>> START Dataset extract
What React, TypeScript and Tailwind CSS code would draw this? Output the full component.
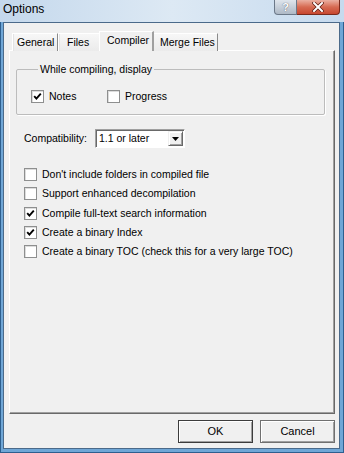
import React from 'react';

const font = "font-['Liberation_Sans',Arial,sans-serif]";

const Check = ({ checked }: { checked?: boolean }) => (
  <span className="relative inline-block w-[13px] h-[13px] shrink-0 bg-white border border-[#8e8f8f] shadow-[inset_1px_1px_0_#dcdcdc]">
    {checked && (
      <svg className="absolute left-[1px] top-[1px]" width="9" height="9" viewBox="0 0 9 9">
        <path d="M1.2 4.2 L3.4 6.6 L7.8 1.6" fill="none" stroke="#000" strokeWidth="1.9" />
      </svg>
    )}
  </span>
);

const CheckRow = ({ label, checked, className = '' }: { label: string; checked?: boolean; className?: string }) => (
  <div className={`flex items-center gap-[5px] ${className}`}>
    <Check checked={checked} />
    <span className="text-[10.5px] leading-[13px] text-black whitespace-nowrap">{label}</span>
  </div>
);

// widths / text offsets read off the screenshot
const tabs = [
  { name: 'General', w: 'w-[46px]', pl: 'pl-[4px]' },
  { name: 'Files', w: 'w-[43px]', pl: 'pl-[8px]' },
  { name: 'Compiler', w: 'w-[55px]', pl: 'pl-[7px]' },
  { name: 'Merge Files', w: 'w-[66px]', pl: 'pl-[7px]' },
];

const options = [
  { label: "Don't include folders in compiled file", checked: false },
  { label: 'Support enhanced decompilation', checked: false },
  { label: 'Compile full-text search information', checked: true },
  { label: 'Create a binary Index', checked: true },
  { label: 'Create a binary TOC (check this for a very large TOC)', checked: false },
];

const DialogButton = ({ children, isDefault }: { children: React.ReactNode; isDefault?: boolean }) => (
  <button
    type="button"
    className={`w-[75px] h-[23px] text-[11px] text-black bg-[#f0f0f0] border ${
      isDefault ? 'border-[#3c3c3c]' : 'border-[#707070]'
    } shadow-[inset_1px_1px_0_#ffffff,inset_-1px_-1px_0_#a0a0a0]`}
  >
    {children}
  </button>
);

export default function App() {
  return (
    <div className={`w-[344px] h-[453px] flex flex-col bg-[#6fa6d6] border-l border-r border-b border-[#2d5f8f] ${font}`}>
      {/* Title bar */}
      <div className="h-[22px] -mx-px flex items-start justify-between bg-gradient-to-r from-[#c4d8ec] via-[#dde9f4] to-[#c6daee]">
        <span className="pl-[3px] pt-[2px] text-[12px] leading-[15px] text-black">Options</span>
        <div className="flex mr-[4px]">
          <div className="w-[23px] h-[15px] flex items-center justify-center rounded-bl-[4px] border border-t-0 border-[#6b7888] bg-gradient-to-b from-[#dfe5ec] to-[#aeb9c6] text-[11px] font-bold leading-none text-white [text-shadow:0_0_1px_#334]">
            ?
          </div>
          <div className="w-[43px] h-[15px] flex items-center justify-center rounded-br-[4px] border border-t-0 border-l-0 border-[#7a2a1c] bg-gradient-to-b from-[#eab0a2] via-[#d66a52] to-[#c7472f]">
            <svg width="12" height="10" viewBox="0 0 12 10">
              <path d="M2 1 L10 9 M10 1 L2 9" stroke="#5b1a10" strokeWidth="3.4" strokeLinecap="square" />
              <path d="M2 1 L10 9 M10 1 L2 9" stroke="#ffffff" strokeWidth="2" strokeLinecap="square" />
            </svg>
          </div>
        </div>
      </div>

      {/* Client area */}
      <div className="flex-1 ml-[2px] mr-[3px] mb-[3px] bg-[#f0f0f0] border border-[#4b6a8a] flex flex-col pl-[5px] pr-[4px] pt-[8px]">
        {/* Tabs */}
        <div className="flex items-end h-[20px] pl-[3px] relative z-10">
          {tabs.map((t) => {
            const active = t.name === 'Compiler';
            return active ? (
              <div
                key={t.name}
                className={`relative z-10 -mx-[2px] ${t.w} h-[20px] pt-[1px] ${t.pl} bg-[#f0f0f0] border-l border-t border-white border-r-[2px] border-r-[#a0a0a0] text-[10.5px] leading-[15px] text-black`}
              >
                {t.name}
              </div>
            ) : (
              <div
                key={t.name}
                className={`${t.w} h-[18px] ${t.pl} pt-[1px] bg-gradient-to-b from-[#f7f7f7] to-[#ebebeb] border-l border-t border-white border-r border-r-[#8a8a8a] shadow-[inset_1px_0_0_#e3e3e3] text-[10.5px] leading-[14px] text-black whitespace-nowrap`}
              >
                {t.name}
              </div>
            );
          })}
        </div>

        {/* Tab panel */}
        <div className="h-[364px] -mt-px bg-[#f0f0f0] border border-white border-r-[#696969] border-b-[#696969] shadow-[inset_-1px_-1px_0_#a0a0a0] flex flex-col pt-[12px] pl-[6px]">
          <fieldset className="w-[309px] border border-[#bcbcbc] shadow-[1px_1px_0_#ffffff] pl-[14px] pb-[11px] rounded-[2px]">
            <legend className="ml-[7px] px-[2px] text-[10.5px] leading-[13px] text-black">While compiling, display</legend>
            <div className="flex items-center mt-[14px]">
              <CheckRow label="Notes" checked className="w-[76px]" />
              <CheckRow label="Progress" />
            </div>
          </fieldset>

          <div className="flex items-center mt-[14px] pl-[8px]">
            <span className="w-[71px] text-[10.5px] leading-[13px] text-black">Compatibility:</span>
            <div className="w-[90px] h-[19px] flex items-center bg-white border border-[#a0a0a0] border-r-white border-b-white shadow-[inset_1px_1px_0_#696969]">
              <span className="flex-1 pl-[3px] text-[10.5px] leading-[13px] text-black">1.1 or later</span>
              <div className="w-[15px] h-[15px] mr-px flex items-center justify-center bg-[#f0f0f0] border border-[#f0f0f0] border-r-[#696969] border-b-[#696969] shadow-[inset_1px_1px_0_#ffffff,inset_-1px_-1px_0_#a0a0a0]">
                <svg width="7" height="4" viewBox="0 0 7 4">
                  <path d="M0 0 H7 L3.5 4 Z" fill="#000" />
                </svg>
              </div>
            </div>
          </div>

          <div className="flex flex-col mt-[17px] pl-[8px]">
            {options.map((o) => (
              <CheckRow key={o.label} label={o.label} checked={o.checked} className="h-[19.25px]" />
            ))}
          </div>
        </div>

        {/* Buttons */}
        <div className="flex justify-end gap-[7px] mt-[6px]">
          <DialogButton isDefault>OK</DialogButton>
          <DialogButton>Cancel</DialogButton>
        </div>
      </div>
    </div>
  );
}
>> END Dataset extract
## Instructions to follow
Give back every line exactly as it stands, pictures excluded.

## Exercise output
What React, TypeScript and Tailwind CSS code would draw this? Output the full component.
import React from 'react';

const font = "font-['Liberation_Sans',Arial,sans-serif]";

const Check = ({ checked }: { checked?: boolean }) => (
  <span className="relative inline-block w-[13px] h-[13px] shrink-0 bg-white border border-[#8e8f8f] shadow-[inset_1px_1px_0_#dcdcdc]">
    {checked && (
      <svg className="absolute left-[1px] top-[1px]" width="9" height="9" viewBox="0 0 9 9">
        <path d="M1.2 4.2 L3.4 6.6 L7.8 1.6" fill="none" stroke="#000" strokeWidth="1.9" />
      </svg>
    )}
  </span>
);

const CheckRow = ({ label, checked, className = '' }: { label: string; checked?: boolean; className?: string }) => (
  <div className={`flex items-center gap-[5px] ${className}`}>
    <Check checked={checked} />
    <span className="text-[10.5px] leading-[13px] text-black whitespace-nowrap">{label}</span>
  </div>
);

// widths / text offsets read off the screenshot
const tabs = [
  { name: 'General', w: 'w-[46px]', pl: 'pl-[4px]' },
  { name: 'Files', w: 'w-[43px]', pl: 'pl-[8px]' },
  { name: 'Compiler', w: 'w-[55px]', pl: 'pl-[7px]' },
  { name: 'Merge Files', w: 'w-[66px]', pl: 'pl-[7px]' },
];

const options = [
  { label: "Don't include folders in compiled file", checked: false },
  { label: 'Support enhanced decompilation', checked: false },
  { label: 'Compile full-text search information', checked: true },
  { label: 'Create a binary Index', checked: true },
  { label: 'Create a binary TOC (check this for a very large TOC)', checked: false },
];

const DialogButton = ({ children, isDefault }: { children: React.ReactNode; isDefault?: boolean }) => (
  <button
    type="button"
    className={`w-[75px] h-[23px] text-[11px] text-black bg-[#f0f0f0] border ${
      isDefault ? 'border-[#3c3c3c]' : 'border-[#707070]'
    } shadow-[inset_1px_1px_0_#ffffff,inset_-1px_-1px_0_#a0a0a0]`}
  >
    {children}
  </button>
);

export default function App() {
  return (
    <div className={`w-[344px] h-[453px] flex flex-col bg-[#6fa6d6] border-l border-r border-b border-[#2d5f8f] ${font}`}>
      {/* Title bar */}
      <div className="h-[22px] -mx-px flex items-start justify-between bg-gradient-to-r from-[#c4d8ec] via-[#dde9f4] to-[#c6daee]">
        <span className="pl-[3px] pt-[2px] text-[12px] leading-[15px] text-black">Options</span>
        <div className="flex mr-[4px]">
          <div className="w-[23px] h-[15px] flex items-center justify-center rounded-bl-[4px] border border-t-0 border-[#6b7888] bg-gradient-to-b from-[#dfe5ec] to-[#aeb9c6] text-[11px] font-bold leading-none text-white [text-shadow:0_0_1px_#334]">
            ?
          </div>
          <div className="w-[43px] h-[15px] flex items-center justify-center rounded-br-[4px] border border-t-0 border-l-0 border-[#7a2a1c] bg-gradient-to-b from-[#eab0a2] via-[#d66a52] to-[#c7472f]">
            <svg width="12" height="10" viewBox="0 0 12 10">
              <path d="M2 1 L10 9 M10 1 L2 9" stroke="#5b1a10" strokeWidth="3.4" strokeLinecap="square" />
              <path d="M2 1 L10 9 M10 1 L2 9" stroke="#ffffff" strokeWidth="2" strokeLinecap="square" />
            </svg>
          </div>
        </div>
      </div>

      {/* Client area */}
      <div className="flex-1 ml-[2px] mr-[3px] mb-[3px] bg-[#f0f0f0] border border-[#4b6a8a] flex flex-col pl-[5px] pr-[4px] pt-[8px]">
        {/* Tabs */}
        <div className="flex items-end h-[20px] pl-[3px] relative z-10">
          {tabs.map((t) => {
            const active = t.name === 'Compiler';
            return active ? (
              <div
                key={t.name}
                className={`relative z-10 -mx-[2px] ${t.w} h-[20px] pt-[1px] ${t.pl} bg-[#f0f0f0] border-l border-t border-white border-r-[2px] border-r-[#a0a0a0] text-[10.5px] leading-[15px] text-black`}
              >
                {t.name}
              </div>
            ) : (
              <div
                key={t.name}
                className={`${t.w} h-[18px] ${t.pl} pt-[1px] bg-gradient-to-b from-[#f7f7f7] to-[#ebebeb] border-l border-t border-white border-r border-r-[#8a8a8a] shadow-[inset_1px_0_0_#e3e3e3] text-[10.5px] leading-[14px] text-black whitespace-nowrap`}
              >
                {t.name}
              </div>
            );
          })}
        </div>

        {/* Tab panel */}
        <div className="h-[364px] -mt-px bg-[#f0f0f0] border border-white border-r-[#696969] border-b-[#696969] shadow-[inset_-1px_-1px_0_#a0a0a0] flex flex-col pt-[12px] pl-[6px]">
          <fieldset className="w-[309px] border border-[#bcbcbc] shadow-[1px_1px_0_#ffffff] pl-[14px] pb-[11px] rounded-[2px]">
            <legend className="ml-[7px] px-[2px] text-[10.5px] leading-[13px] text-black">While compiling, display</legend>
            <div className="flex items-center mt-[14px]">
              <CheckRow label="Notes" checked className="w-[76px]" />
              <CheckRow label="Progress" />
            </div>
          </fieldset>

          <div className="flex items-center mt-[14px] pl-[8px]">
            <span className="w-[71px] text-[10.5px] leading-[13px] text-black">Compatibility:</span>
            <div className="w-[90px] h-[19px] flex items-center bg-white border border-[#a0a0a0] border-r-white border-b-white shadow-[inset_1px_1px_0_#696969]">
              <span className="flex-1 pl-[3px] text-[10.5px] leading-[13px] text-black">1.1 or later</span>
              <div className="w-[15px] h-[15px] mr-px flex items-center justify-center bg-[#f0f0f0] border border-[#f0f0f0] border-r-[#696969] border-b-[#696969] shadow-[inset_1px_1px_0_#ffffff,inset_-1px_-1px_0_#a0a0a0]">
                <svg width="7" height="4" viewBox="0 0 7 4">
                  <path d="M0 0 H7 L3.5 4 Z" fill="#000" />
                </svg>
              </div>
            </div>
          </div>

          <div className="flex flex-col mt-[17px] pl-[8px]">
            {options.map((o) => (
              <CheckRow key={o.label} label={o.label} checked={o.checked} className="h-[19.25px]" />
            ))}
          </div>
        </div>

        {/* Buttons */}
        <div className="flex justify-end gap-[7px] mt-[6px]">
          <DialogButton isDefault>OK</DialogButton>
          <DialogButton>Cancel</DialogButton>
        </div>
      </div>
    </div>
  );
}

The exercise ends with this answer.